Cuando observamos la violencia a nuestro alrededor y la enfermedad en torno al hecho de enfrentar la muerte, y nos preguntamos “¿cuándo llegará mi turno?”, deberíamos recordar que nosotros que vivimos a través del tiempo debemos pasar por la muerte para adentrarnos en la eternidad.

La pregunta decisiva ante nosotros no es “¿cómo debo prepararme para la muerte?”, sino “¿cómo debo prepararme para la eternidad?”. Con el pecado malogramos nuestra eternidad; con Su muerte y resurrección, Jesús nos la devolvió. Por ello, la mejor forma de prepararnos para la vida eterna con Dios es morir y resucitar con Jesús en el Sagrado Sacrificio de la Misa.

Nuestro buen Padre Celestial bendice todo lo que se Le ofrece en sacrificio digno, sobre todo Su unigénito Hijo. En otras palabras, aquellos que deseen vivir para siempre con Dios deben vivir esta vida desde y para la Eucaristía, desde y para el Sagrado Sacrificio de la Misa, y con urgente caridad debemos invitar a otros a imitarnos.

Cuando invitamos a otros al Sagrado Sacrificio de la Misa y al camino de muerte y vida que exige, no les invitamos a una simple celebración, aunque sea noble, o una mera comida, aunque sea festiva, ni a una sencilla hermandad, aunque sea deleitosa.

Les estamos invitando, de hecho, a una forma de muerte, de resurrección y de vida que extinguirá lo indigno dentro de ellos y habrá elevado a una vida divina lo que quiera que reste en su interior que pueda ser transformado en Cristo. Llamamos a nuestro prójimo a la salvación y a una mayor gloria de Dios no a través de consignas cómodas ni con el rubor del entusiasmo fácil, sino por el camino de la cruz, por la fidelidad hasta la muerte, y hacia la victoria inesperada, aunque ya profetizada y cumplida: la resurrección.

Así que yo (como muchos de vosotros, quizás) he sido “atracado” recientemente por una muerte inesperada. La visión de las tumbas recién cavadas aún sigue fresca en mi retina. Todavía no se han secado todas las lágrimas.
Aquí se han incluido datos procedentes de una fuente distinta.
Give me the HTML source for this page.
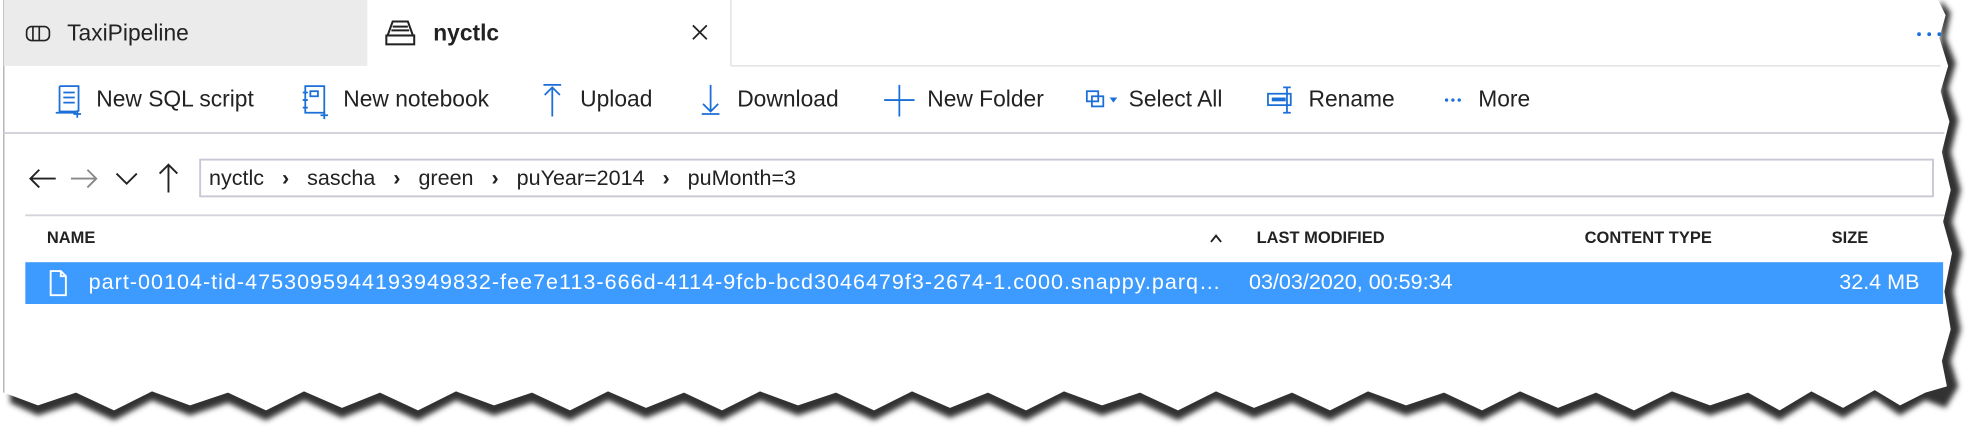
<!DOCTYPE html>
<html><head><meta charset="utf-8"><style>
html,body{margin:0;padding:0;background:#fff;width:1976px;height:434px;overflow:hidden}
#w{position:absolute;left:0;top:0;width:1560px;height:343px;transform:scale(1.2667);transform-origin:0 0;font-family:"Liberation Sans",sans-serif;color:#222}
.a{position:absolute;white-space:nowrap}
.tb{font-size:18px;top:68px}
.ic{position:absolute}
</style></head><body><div id="w">
<svg class="ic" style="left:0;top:0" width="1560" height="343">
<defs><filter id="b"><feGaussianBlur stdDeviation="2"/></filter></defs>
<polygon filter="url(#b)" fill="#333" points="1532,0 1540,10 1536,30 1544,50 1538,70 1546,95 1540,120 1548,150 1541,175 1549,200 1542,230 1548,260 1540,285 1546,305 1536,322 1520,316 1500,328 1480,314 1455,330 1430,316 1405,332 1380,318 1350,328 1320,316 1290,332 1260,318 1230,330 1200,316 1170,332 1140,318 1110,328 1080,316 1050,332 1020,318 990,330 960,316 930,332 900,318 870,328 840,316 810,332 780,318 750,330 720,316 690,332 660,318 630,328 600,316 570,332 540,318 510,330 480,316 450,332 420,318 390,328 360,316 330,332 300,318 270,330 240,316 210,332 180,318 150,328 120,316 90,332 60,318 30,328 8,318 8,300 1530,300"/>
<polygon fill="#fff" points="3,0 1530,0 1536,12 1531,30 1538,52 1532,72 1539,96 1533,120 1540,150 1534,175 1541,200 1535,230 1540,260 1533,285 1537,305 1520,310 1500,320 1480,308 1455,322 1430,309 1405,324 1380,310 1350,320 1320,309 1290,324 1260,310 1230,322 1200,309 1170,324 1140,310 1110,320 1080,309 1050,324 1020,310 990,322 960,309 930,324 900,310 870,320 840,309 810,324 780,310 750,322 720,309 690,324 660,310 630,320 600,309 570,324 540,310 510,322 480,309 450,324 420,310 390,320 360,309 330,324 300,310 270,322 240,309 210,324 180,310 150,320 120,309 90,324 60,310 30,320 3,310"/>
<line x1="3" y1="0" x2="3" y2="310" stroke="#aaa" stroke-width="1"/>
<rect x="3" y="0" width="287" height="52" fill="#ebebeb"/>
<line x1="577" y1="0" x2="577" y2="52" stroke="#ddd"/>
<line x1="577" y1="52" x2="1532" y2="52" stroke="#ddd"/>
<line x1="3" y1="105" x2="1535" y2="105" stroke="#d4d4dc" stroke-width="1.5"/>
<line x1="20" y1="170" x2="1535" y2="170" stroke="#d4d4dc" stroke-width="1.5"/>
<rect x="158" y="126" width="1368" height="29" fill="none" stroke="#c8c8d4" stroke-width="1.5"/>
<rect x="20" y="207" width="1514" height="33" fill="#3d9bff"/>
<g fill="none" stroke="#222" stroke-width="1.3"><rect x="21" y="21" width="18" height="11" rx="4"/><line x1="26" y1="21" x2="26" y2="32"/><line x1="31" y1="21" x2="31" y2="32"/></g>
<g fill="none" stroke="#222" stroke-width="1.6"><path d="M306 28 L310 17 H322 L326 28 Z"/><rect x="305" y="28" width="22" height="7"/><line x1="310" y1="21" x2="322" y2="21"/><line x1="309" y1="24" x2="323" y2="24"/></g>
<g stroke="#222" stroke-width="1.4"><line x1="547" y1="20" x2="558" y2="31"/><line x1="558" y1="20" x2="547" y2="31"/></g>
<g fill="#1a6fd8"><circle cx="1515" cy="27" r="1.5"/><circle cx="1523" cy="27" r="1.5"/><circle cx="1531" cy="27" r="1.5"/></g>
<g fill="none" stroke="#1a6fd8" stroke-width="1.4">
<path d="M47 68 H62 V88 M47 68 V88 H62 M44 89 H60 M50 73 H59 M50 77 H59 M50 81 H59"/><path d="M61 87 V93 M58 90 H64"/>
<rect x="241" y="68" width="15" height="21"/><rect x="245" y="72" width="6" height="4"/><path d="M239 73 H243 M239 79 H243 M239 85 H243 M256 88 V94 M253 91 H259"/>
<path d="M429 67 H443 M436 69 V92 M430 75 L436 69 L442 75"/>
<path d="M554 90 H568 M561 67 V88 M555 82 L561 88 L567 82"/>
<path d="M710 67 V92 M698 79 H722"/>
<rect x="858" y="72" width="9" height="8"/><rect x="862" y="76" width="9" height="8"/>
<rect x="1001" y="74" width="18" height="9"/><path d="M1016 69 V89 M1013 69 H1019 M1013 89 H1019"/>
</g>
<path d="M876 77 L882 77 L879 81 Z" fill="#1a6fd8"/>
<rect x="1004" y="77" width="11" height="3" fill="#1a6fd8"/>
<g fill="#1a6fd8"><circle cx="1142" cy="79" r="1.3"/><circle cx="1147" cy="79" r="1.3"/><circle cx="1152" cy="79" r="1.3"/></g>
<g fill="none" stroke-width="1.5"><path stroke="#222" d="M24 141 H44 M31 134 L24 141 L31 148"/><path stroke="#888" d="M56 141 H76 M69 134 L76 141 L69 148"/><path stroke="#222" d="M92 137 L100 145 L108 137"/><path stroke="#222" d="M133 130 V152 M126 137 L133 130 L140 137"/>
<path stroke="#222" d="M956 191 L960 186 L964 191"/>
<path stroke="#fff" d="M40 214 H48 L52 218 V233 H40 Z M48 214 V218 H52"/>
</g>
</svg>
<div class="a" style="left:53px;top:16px;font-size:18px">TaxiPipeline</div>
<div class="a" style="left:342px;top:16px;font-size:18px;font-weight:bold">nyctlc</div>
<div class="a tb" style="left:76px">New SQL script</div>
<div class="a tb" style="left:271px">New notebook</div>
<div class="a tb" style="left:458px">Upload</div>
<div class="a tb" style="left:582px">Download</div>
<div class="a tb" style="left:732px">New Folder</div>
<div class="a tb" style="left:891px">Select All</div>
<div class="a tb" style="left:1033px">Rename</div>
<div class="a tb" style="left:1167px">More</div>
<div class="a" style="left:165px;top:131px;font-size:17px">nyctlc&nbsp;&nbsp;&nbsp;<b>›</b>&nbsp;&nbsp;&nbsp;sascha&nbsp;&nbsp;&nbsp;<b>›</b>&nbsp;&nbsp;&nbsp;green&nbsp;&nbsp;&nbsp;<b>›</b>&nbsp;&nbsp;&nbsp;puYear=2014&nbsp;&nbsp;&nbsp;<b>›</b>&nbsp;&nbsp;&nbsp;puMonth=3</div>
<div class="a" style="left:37px;top:180px;font-size:13px;font-weight:bold">NAME</div>
<div class="a" style="left:992px;top:180px;font-size:13px;font-weight:bold">LAST MODIFIED</div>
<div class="a" style="left:1251px;top:180px;font-size:13px;font-weight:bold">CONTENT TYPE</div>
<div class="a" style="left:1446px;top:180px;font-size:13px;font-weight:bold">SIZE</div>
<div class="a" style="left:70px;top:213px;font-size:17px;letter-spacing:0.8px;color:#fff;width:897px;overflow:hidden;text-overflow:ellipsis">part-00104-tid-4753095944193949832-fee7e113-666d-4114-9fcb-bcd3046479f3-2674-1.c000.snappy.parquet</div>
<div class="a" style="left:986px;top:213px;font-size:17px;color:#fff">03/03/2020, 00:59:34</div>
<div class="a" style="left:1452px;top:213px;font-size:17px;color:#fff">32.4 MB</div>
</div></body></html>
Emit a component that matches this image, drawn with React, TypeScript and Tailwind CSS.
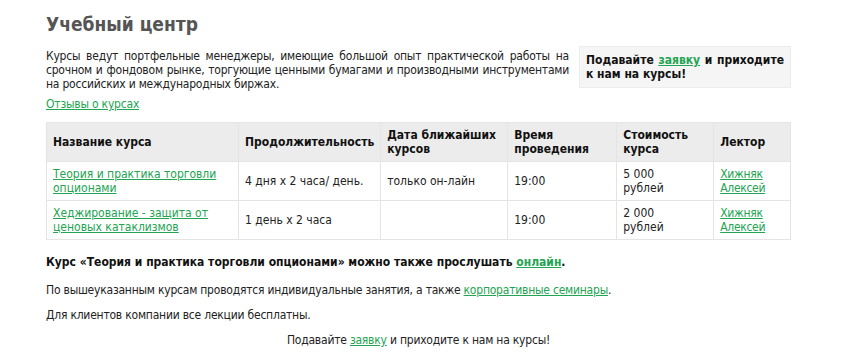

Asumiendo que mañana nos despertemos, tendremos que afrontar otro día más y, preparados o no, dar un paso más hacia la eternidad.

A no ser que nuestro Señor Bendito regrese en gloria antes de entonces, algún día alguien se alejará de mi recién estrenada tumba. Entre ahora y entonces, yo caminaré del cementerio al altar y luego a mis deberes diarios. La sabiduría de los santos nos dice que esta es la mejor forma de prepararse para la muerte y para la vida eterna.

Mientras tanto confío en que, como yo, encontréis alivio en las palabras de oración que escribió el beato Rupert Mayer, S.J.:

Señor, como Tú lo quieras, así ocurrirá.
Y como Tú lo quieras, así también lo desearé yo;
Ayúdame a entender de verdad Tu voluntad.
Señor, lo que Tú quieras, eso es lo que escogeré,
Y lo que Tú quieras, esa es mi ganancia;
Me basta y me es suficiente saber que soy todo tuyo.

Señor, porque Tú lo quieres, por eso mismo eso es bueno;
Y porque Tú lo quieres, por eso tengo ánimos.
Mi corazón descansa en Tus manos.
Señor, cuando Tú lo quieras, ese será el momento adecuado;
Y cuando Tú lo quieres, yo estoy dispuesto.
Hoy y en toda la eternidad.

Cuando escriba otra vez, ofreceré una meditación sobre la esperanza y la desesperación. Hasta entonces, recemos los unos por los otros.